Speculative Speculative Decoding (SSD)

Saguaro introduces Speculative Speculative Decoding (SSD) to parallelize the drafting and verification phases of standard speculative decoding. By pre-emptively predicting verification outcomes and preparing speculations, SSD eliminates drafting overhead, achieving up to 2x speedups over optimized speculative decoding and 5x over autoregressive baselines.

130k Lines of Formal Topology: Simple and Cheap Autoformalization for Everyone?

A project autoformalized 160k lines of general topology from Munkres' textbook using a feedback loop between LLMs (ChatGPT 5.2, Claude Sonnet 4.5) and the Megalodon proof checker. For a cost of approximately $100, the system generated over 1.5k theorems, including complex proofs like the Tietze extension theorem. This demonstrates that high-speed, low-cost autoformalization is becoming accessible across different ITPs and foundational libraries.

CuTe Layout Representation and Algebra

CuTe is a mathematical framework for tensor representation that uses hierarchical layouts and a layout algebra to manage complex data mappings required by modern hardware like tensor cores. It enables compile-time reasoning, verification, and generic transformations for GPU kernels, serving as the architectural foundation for NVIDIA's CUTLASS library.

Code

Marcus AI Claims Dataset

A dataset of 2,218 testable AI claims by Gary Marcus was analyzed using a dual LLM pipeline featuring Claude Code (Opus 4.6) and Codex. The findings indicate a 59.9% support rate, with high accuracy in technical domains like LLM security and agent production-readiness, but significant contradictions in market-based "GenAI bubble" predictions. The methodology utilized a reconciliation layer to unify claim-level and theme-level outputs, though verdicts remain LLM-scored rather than human-verified.
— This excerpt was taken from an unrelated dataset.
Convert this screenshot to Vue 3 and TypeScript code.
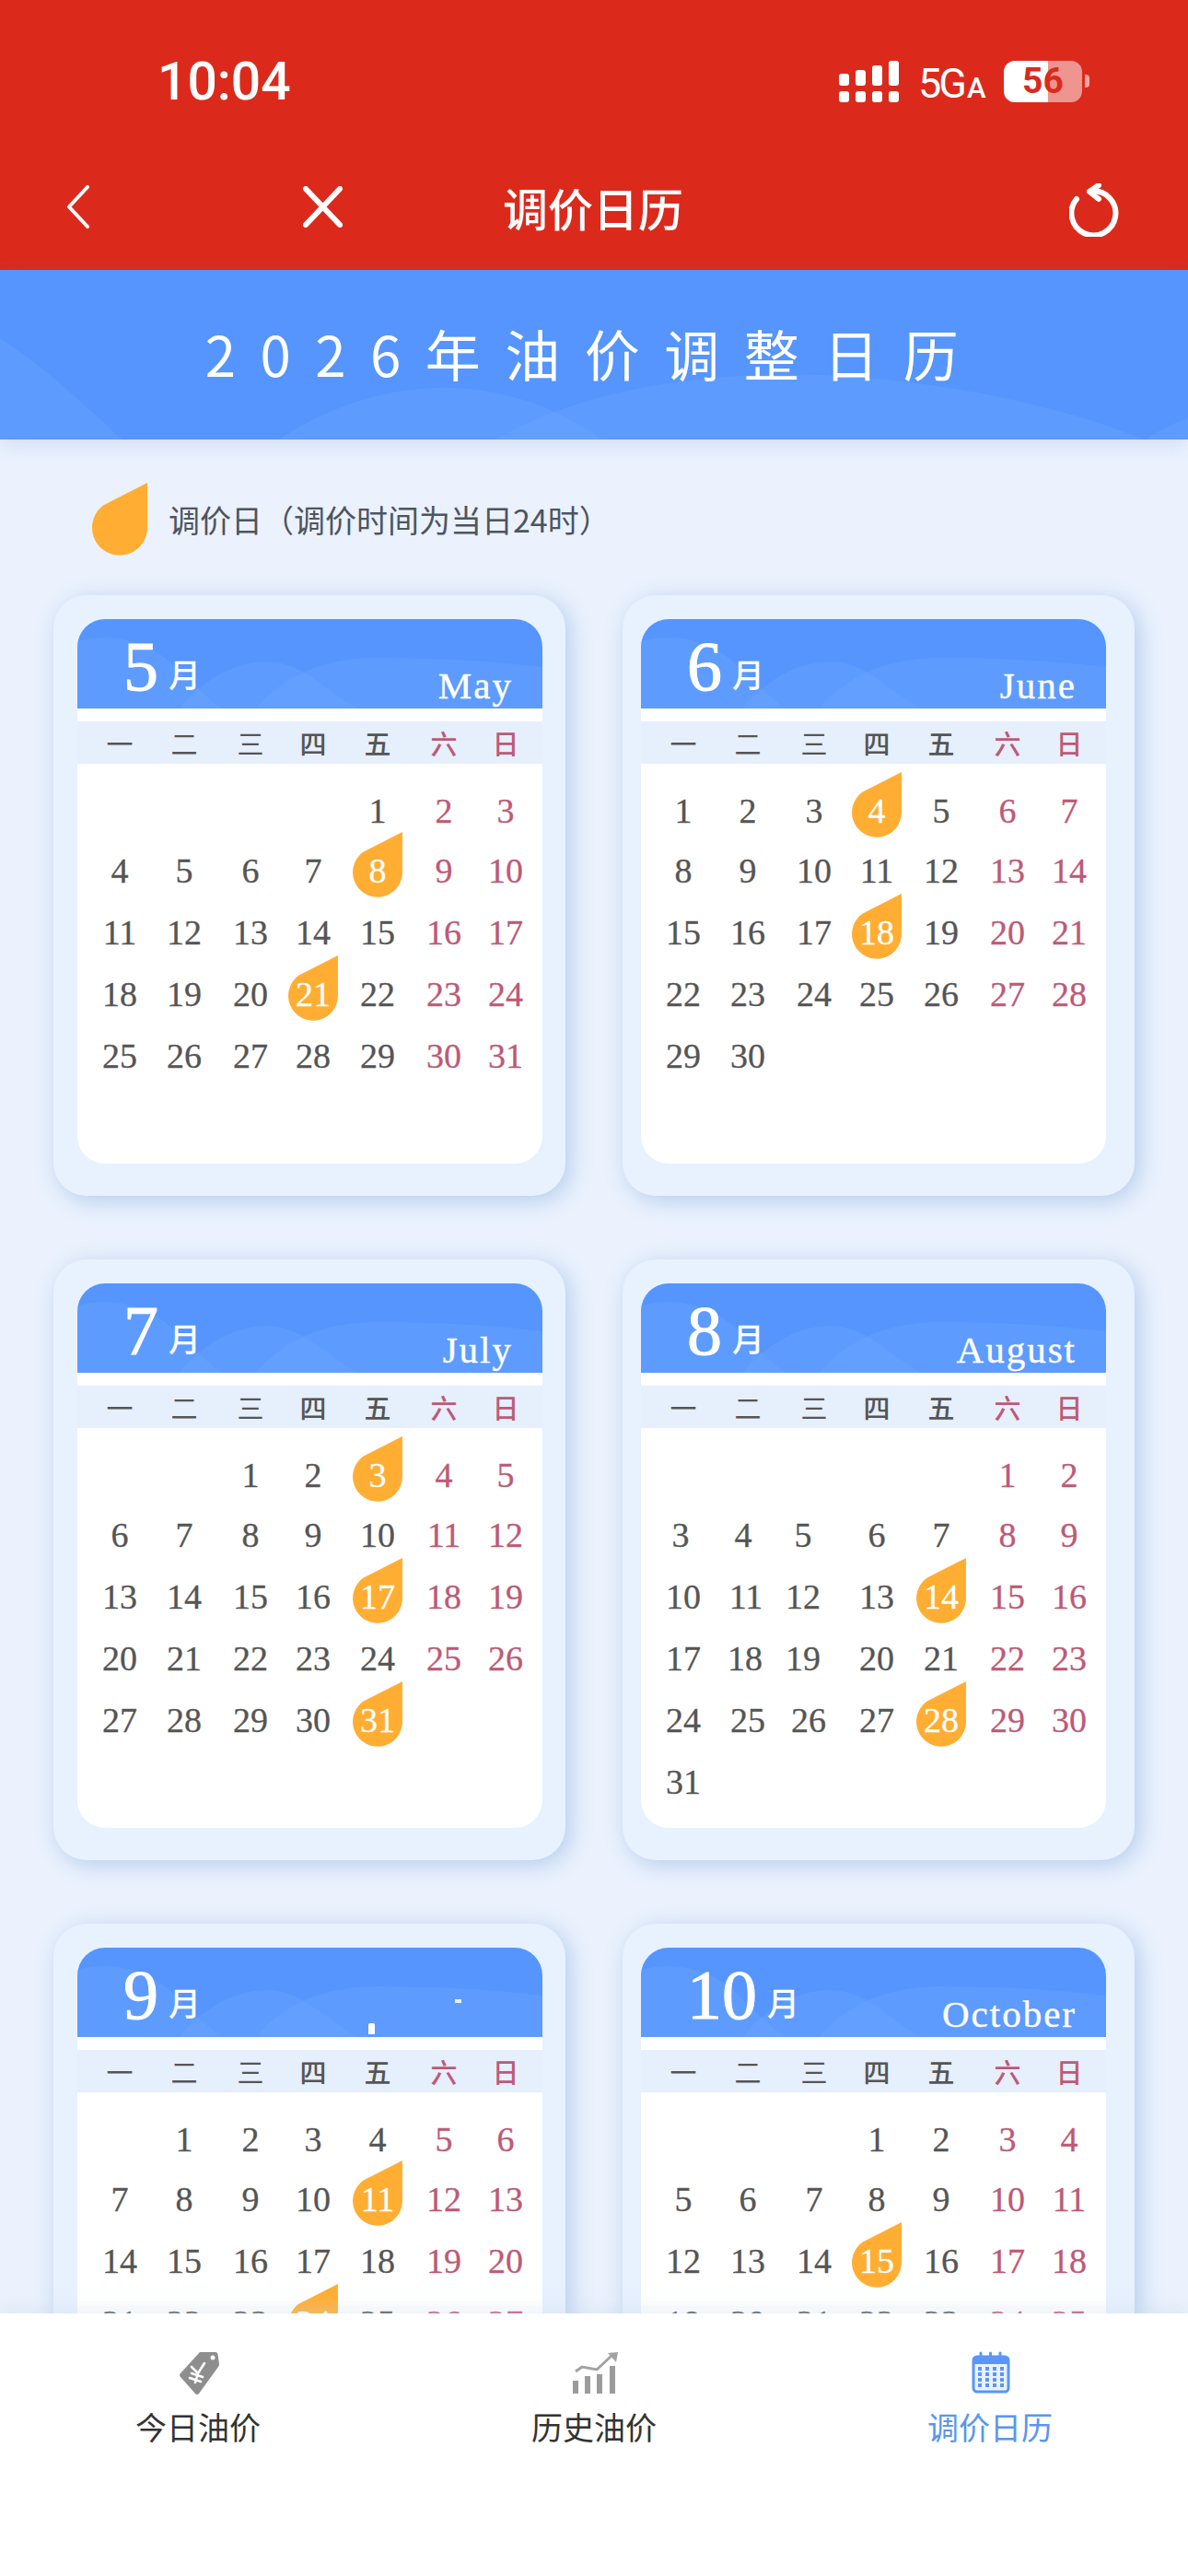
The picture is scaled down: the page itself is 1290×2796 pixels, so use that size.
<script setup lang="ts">
interface Month {
  num: number
  en: string
  first: number
  days: number
  marks: number[]
  ghost?: boolean
  nudge?: Record<number, number>
}

const months: Month[] = [
  { num: 5, en: 'May', first: 4, days: 31, marks: [8, 21] },
  { num: 6, en: 'June', first: 0, days: 30, marks: [4, 18] },
  { num: 7, en: 'July', first: 2, days: 31, marks: [3, 17, 31] },
  { num: 8, en: 'August', first: 5, days: 31, marks: [14, 28], nudge: { 3: -3, 4: -5, 5: -12, 11: -2, 12: -12, 18: -3, 19: -12, 26: -6 } },
  { num: 9, en: '', first: 1, days: 30, marks: [11, 24], ghost: true },
  { num: 10, en: 'October', first: 3, days: 31, marks: [15, 29] }
]

const week = ['一', '二', '三', '四', '五', '六', '日']

function cells(m: Month): (number | null)[] {
  const out: (number | null)[] = Array(m.first).fill(null)
  for (let d = 1; d <= m.days; d++) out.push(d)
  return out
}

function shift(m: Month, d: number | null) {
  const dx = d !== null ? m.nudge?.[d] : undefined
  return dx ? { left: `${dx}px` } : undefined
}
</script>

<template>
  <div class="app">
    <header class="top">
      <div class="status">
        <span class="time">10:04</span>
        <div class="status-right">
          <svg class="signal" width="65" height="45" viewBox="0 0 65 45" fill="#fff">
            <rect x="0" y="14" width="11" height="13" rx="3" />
            <rect x="18" y="10" width="11" height="17" rx="3" />
            <rect x="36" y="5" width="11" height="22" rx="3" />
            <rect x="54" y="0" width="11" height="27" rx="3" />
            <rect x="0" y="33" width="11" height="12" rx="3" />
            <rect x="18" y="33" width="11" height="12" rx="3" />
            <rect x="36" y="33" width="11" height="12" rx="3" />
            <rect x="54" y="33" width="11" height="12" rx="3" />
          </svg>
          <span class="net">5G<small>A</small></span>
          <div class="battery"><span>56</span></div>
          <i class="nub"></i>
        </div>
      </div>
      <nav class="nav">
        <div class="nav-left">
          <svg width="25" height="47" viewBox="0 0 25 47" fill="none" stroke="#fff" stroke-width="4" stroke-linecap="round" stroke-linejoin="round">
            <path d="M23 2 L3 23.5 L23 45" />
          </svg>
          <svg width="43" height="45" viewBox="0 0 43 45" fill="none" stroke="#fff" stroke-width="6" stroke-linecap="round">
            <path d="M3 3 L40 42 M40 3 L3 42" />
          </svg>
        </div>
        <div class="nav-title">调价日历</div>
        <div class="nav-right">
          <svg width="55" height="58" viewBox="0 0 55 58" fill="none" stroke="#fff" stroke-width="6" stroke-linecap="round" stroke-linejoin="round">
            <path d="M24 8.500 A24 24 0 1 1 8 17" />
            <path d="M32 2 L22 9 L32 17" />
          </svg>
        </div>
      </nav>
    </header>

    <section class="banner">
      <svg class="banner-waves" viewBox="0 0 1290 183" preserveAspectRatio="none">
        <path d="M0 74 C50 105 95 150 133 183 L0 183 Z" />
        <path d="M303 183 C360 145 425 126 485 127 C550 128 610 150 652 183 Z" />
        <path d="M538 183 C620 135 740 112 863 113 C1000 114 1150 145 1242 183 Z" />
        <path d="M1245 183 C1260 172 1275 165 1290 160 L1290 183 Z" />
      </svg>
      <h1 class="banner-title">2026年油价调整日历</h1>
    </section>

    <main class="main">
      <div class="legend">
        <svg class="legend-drop" viewBox="0 0 60 79">
          <path d="M60 0 V49 A30 30 0 1 1 13 24 Z" />
        </svg>
        <span>调价日（调价时间为当日24时）</span>
      </div>

      <div class="cards">
        <article v-for="m in months" :key="m.num" class="card">
          <div class="sheet">
            <div class="head">
              <svg class="head-waves" viewBox="0 0 506 97" preserveAspectRatio="none">
                <path d="M0 24 C35 14 75 22 105 50 C120 66 135 80 157 97 L0 97 Z" />
                <path d="M110 97 C140 62 175 46 205 46 C245 46 265 75 305 97 Z" />
                <path d="M194 97 C225 60 270 42 325 42 C385 42 450 45 506 52 L506 97 Z" />
              </svg>
              <div class="mon">{{ m.num }}<span class="mon-cn">月</span></div>
              <div class="mon-en">{{ m.en }}</div>
              <template v-if="m.ghost">
                <i class="ghost-a"></i>
                <i class="ghost-b"></i>
              </template>
            </div>
            <div class="week">
              <span v-for="(w, i) in week" :key="w" :class="{ off: i > 4, strong: i === 3 || i === 4 }">{{ w }}</span>
            </div>
            <div class="days">
              <span
                v-for="(d, i) in cells(m)"
                :key="i"
                class="day"
                :class="{ off: i % 7 > 4, hot: d !== null && m.marks.includes(d) }"
              >
                <svg v-if="d !== null && m.marks.includes(d)" class="drop" viewBox="0 0 60 79">
                  <path d="M60 0 V49 A30 30 0 1 1 13 24 Z" />
                </svg>
                <b :style="shift(m, d)">{{ d ?? '' }}</b>
              </span>
            </div>
          </div>
        </article>
      </div>
    </main>

    <footer class="tabs">
      <div class="tab">
        <svg class="tab-icon" width="70" height="48" viewBox="0 13 70 48">
          <path d="M37 14 H54 Q56 14 56.500 16 L58 27 Q58 29 57 30 L36 59 Q34 61 32 59 L16 41 Q14 39 16 37 Z" fill="#8e8e8e" />
          <circle cx="51" cy="20" r="2.500" fill="#fff" />
          <path d="M28 30 L35 37 L42 26 M35 37 L32 47 M28 37 L40 41 M26 42 L38 46" fill="none" stroke="#fff" stroke-width="2.600" stroke-linecap="round" />
        </svg>
        <span>今日油价</span>
      </div>
      <div class="tab">
        <svg class="tab-icon" width="70" height="48" viewBox="0 13 70 48">
          <g fill="#9b9b9b">
            <rect x="12" y="45" width="6" height="14" />
            <rect x="25" y="40" width="6" height="19" />
            <rect x="38" y="38" width="6" height="21" />
            <rect x="52" y="29" width="6" height="30" />
          </g>
          <path d="M15 35 L22 30 L38 33 L54 18" fill="none" stroke="#a3a3a3" stroke-width="3" />
          <path d="M50 15 L61 14 L59 25 Z" fill="#a3a3a3" />
        </svg>
        <span>历史油价</span>
      </div>
      <div class="tab active">
        <svg class="tab-icon" width="70" height="48" viewBox="0 13 70 48">
          <rect x="17" y="19" width="38" height="38" rx="4" fill="#e9f1ff" stroke="#5a96f4" stroke-width="3" />
          <rect x="17" y="19" width="38" height="8" fill="#5a96f4" />
          <g fill="none" stroke="#5a96f4" stroke-width="3" stroke-linecap="round">
            <path d="M25 15 V23 M35.500 15 V23 M46 15 V23" />
          </g>
          <g fill="#5a96f4">
            <template v-for="y in [30, 36, 42, 48]" :key="y">
              <rect v-for="x in [22, 30, 38, 46]" :key="x" :x="x" :y="y" width="4" height="4" />
            </template>
          </g>
        </svg>
        <span>调价日历</span>
      </div>
    </footer>
  </div>
</template>

<style>
html,
body {
  margin: 0;
  background: #ebf2fd;
}
</style>

<style scoped>
.app {
  width: 1290px;
  height: 2796px;
  display: flex;
  flex-direction: column;
  overflow: hidden;
  background: #ebf2fd;
  font-family: 'Noto Sans CJK SC', 'Noto Sans', sans-serif;
}

.top {
  height: 293px;
  flex: none;
  background: #db2a1c;
  color: #fff;
}

.status {
  height: 176px;
  display: flex;
  align-items: center;
  justify-content: space-between;
  padding: 0 107px 0 171px;
}

.time {
  font: 500 57px/1 Roboto, sans-serif;
}

.status-right {
  display: flex;
  align-items: center;
}

.signal {
  display: block;
  margin-right: 21px;
}

.net {
  font: 400 45px/1 Roboto, sans-serif;
  letter-spacing: -3px;
  width: 93px;
  margin-top: 4px;
}

.net small {
  font-size: 31px;
  font-weight: 500;
  margin-left: 3px;
  letter-spacing: 0;
}

.battery {
  width: 85px;
  height: 45px;
  border-radius: 12px;
  background: linear-gradient(to right, #fff 56.500%, rgba(255, 255, 255, 0.5) 56.500%);
  display: flex;
  align-items: center;
  justify-content: center;
  color: #db2a1c;
  font: 700 39px/1 Roboto, sans-serif;
}

.nub {
  width: 5px;
  height: 14px;
  margin-left: 3px;
  border-radius: 0 4px 4px 0;
  background: rgba(255, 255, 255, 0.6);
}

.nav {
  height: 96px;
  display: grid;
  grid-template-columns: 1fr auto 1fr;
  align-items: center;
  padding: 0 74px 0 72px;
}

.nav-left {
  display: flex;
  align-items: center;
  gap: 232px;
}

.nav-title {
  font-size: 49px;
  font-weight: 500;
  line-height: 1;
}

.nav-right {
  display: flex;
  justify-content: flex-end;
  padding-top: 8px;
}

.banner {
  height: 184px;
  flex: none;
  position: relative;
  background: #5595fd;
  box-shadow: 0 6px 22px rgba(80, 120, 200, 0.16);
  display: flex;
  align-items: center;
  justify-content: center;
  padding-bottom: 5px;
  box-sizing: border-box;
  z-index: 1;
}

.banner-waves {
  position: absolute;
  inset: 0;
  width: 100%;
  height: 100%;
}

.banner-waves path {
  fill: #6ba6ff;
  opacity: 0.38;
}

.banner-title {
  position: relative;
  margin: 0;
  color: #fff;
  font-size: 60px;
  font-weight: 400;
  letter-spacing: 26.500px;
  line-height: 1;
}

.main {
  flex: 1;
  min-height: 0;
  overflow: hidden;
  padding: 47px 0 0 58px;
}

.legend {
  display: flex;
  align-items: center;
  gap: 23px;
  padding-left: 42px;
  height: 79px;
  margin-bottom: 43px;
  color: #4d5560;
  font-size: 34px;
}

.legend-drop {
  width: 60px;
  height: 79px;
  flex: none;
}

.legend-drop path,
.drop path {
  fill: #ffae33;
}

.cards {
  display: grid;
  grid-template-columns: 556px 556px;
  column-gap: 62px;
  row-gap: 69px;
}

.card {
  height: 652px;
  box-sizing: border-box;
  padding: 26px 25px 35px 26px;
  border-radius: 36px;
  background: #e8f1fe;
  box-shadow: 5px 5px 26px #b3ccec;
}

.card:nth-child(even) {
  padding: 26px 31px 35px 20px;
}

.sheet {
  height: 591px;
  background: #fff;
  border-radius: 30px;
  overflow: hidden;
}

.head {
  height: 97px;
  position: relative;
  background: #5595fd;
  display: flex;
  justify-content: space-between;
  align-items: flex-start;
  padding: 0 32px 0 50px;
  color: #fff;
  font-family: 'Liberation Serif', serif;
}

.head-waves {
  position: absolute;
  inset: 0;
  width: 100%;
  height: 100%;
}

.head-waves path {
  fill: #6ba6ff;
  opacity: 0.38;
}

.mon,
.mon-en {
  position: relative;
  line-height: 1;
}

.mon {
  font-size: 76px;
  margin-top: 13px;
  -webkit-text-stroke: 1px #fff;
}

.mon-cn {
  position: relative;
  top: -3px;
  font-family: 'Noto Sans CJK SC', sans-serif;
  font-size: 35px;
  font-weight: 500;
  margin-left: 11px;
  -webkit-text-stroke: 0;
}

.mon-en {
  font-size: 41px;
  margin-top: 52px;
  letter-spacing: 2px;
  -webkit-text-stroke: 0.4px #fff;
}

.ghost-a,
.ghost-b {
  position: absolute;
  background: #fff;
}

.ghost-a {
  left: 316px;
  top: 82px;
  width: 7px;
  height: 12px;
  border-radius: 2px 2px 0 0;
}

.ghost-b {
  left: 410px;
  top: 56px;
  width: 7px;
  height: 4px;
  opacity: 0.85;
}

.week,
.days {
  display: grid;
  grid-template-columns: 70px 70px 74px 62px 78px 66px 68px;
  padding-left: 11px;
  text-align: center;
}

.week {
  margin-top: 14px;
  height: 46px;
  align-items: center;
  background: #e6effc;
  color: #555;
  font-size: 29px;
  line-height: 46px;
}

.week .strong,
.week .off {
  font-weight: 500;
}

.off {
  color: #bd5a76;
}

.days {
  padding-top: 19px;
  grid-template-rows: 64px 66px 68px 66px 68px 66px;
  font-family: 'Liberation Serif', serif;
  font-size: 38px;
  color: #555;
}

.day {
  position: relative;
  display: flex;
  align-items: center;
  justify-content: center;
}

.day.off {
  color: #bd5a76;
}

.day b {
  position: relative;
  font-weight: 400;
  line-height: 1;
  -webkit-text-stroke: 0.3px currentColor;
}

.day.hot b {
  color: #fff;
}

.drop {
  position: absolute;
  left: 50%;
  top: 50%;
  width: 54px;
  height: 71px;
  margin-left: -27px;
  margin-top: -42px;
}

.tabs {
  height: 285px;
  flex: none;
  position: relative;
  background: #fff;
  display: grid;
  grid-template-columns: repeat(3, 430px);
  box-shadow: 0 -6px 18px rgba(200, 215, 235, 0.35);
}

.tab {
  display: flex;
  flex-direction: column;
  align-items: center;
  padding-top: 41px;
  color: #333;
  font-size: 34px;
  line-height: 34px;
}

.tab-icon {
  display: block;
  margin-bottom: 17px;
}

.tab.active {
  color: #5a96ee;
}
</style>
Demucs music stem separator rewritten in Rust – runs in the browser

demucs-rs is a native Rust implementation of the HTDemucs v4 music source separation model, utilizing the Burn deep learning framework for GPU-accelerated inference. It supports Metal, Vulkan, and WebGPU backends, enabling local execution via a CLI, a WASM-powered web interface, and DAW plugins. The project provides multiple model variants for 4-stem and 6-stem decomposition, performing all processing locally without external server dependencies.

Mozilla.ai introduces Clawbolt, an AI Assistant for the trades

Clawbolt is a Python-based, messaging-first AI assistant for contractors that operates via Telegram. It utilizes LLMs for multimodal tasks including PDF estimate generation, voice transcription, and image analysis, while maintaining persistent memory of business context. The project supports containerized deployment via Docker and integrates with cloud storage for automated document organization.

OctopusGarden – An autonomous software factory (specs in, code out)

OctopusGarden is an open-source autonomous software development system that leverages LLM agents to generate, test, and iterate code from user-defined specs and scenarios. Its core mechanism involves using scenarios as a holdout set, unseen by the code generation LLM, while a separate LLM judge probabilistically scores satisfaction (0-100) to prevent reward hacking. This iterative attractor loop continues until a high satisfaction threshold is met, enabling the creation of genuinely correct software without human code review.

Axe – A CLI for running single-purpose LLM agents

Axe is a Go-based CLI tool for orchestrating LLM agents using a Unix-style philosophy of small, composable programs. Agents are defined via TOML and support multi-provider backends including Anthropic, OpenAI, and Ollama. Key features include sub-agent delegation, persistent markdown-based memory with LLM-assisted GC, and sandboxed tool use for filesystem and shell operations. It integrates into standard workflows via stdin/stdout piping and supports structured JSON output for scripting.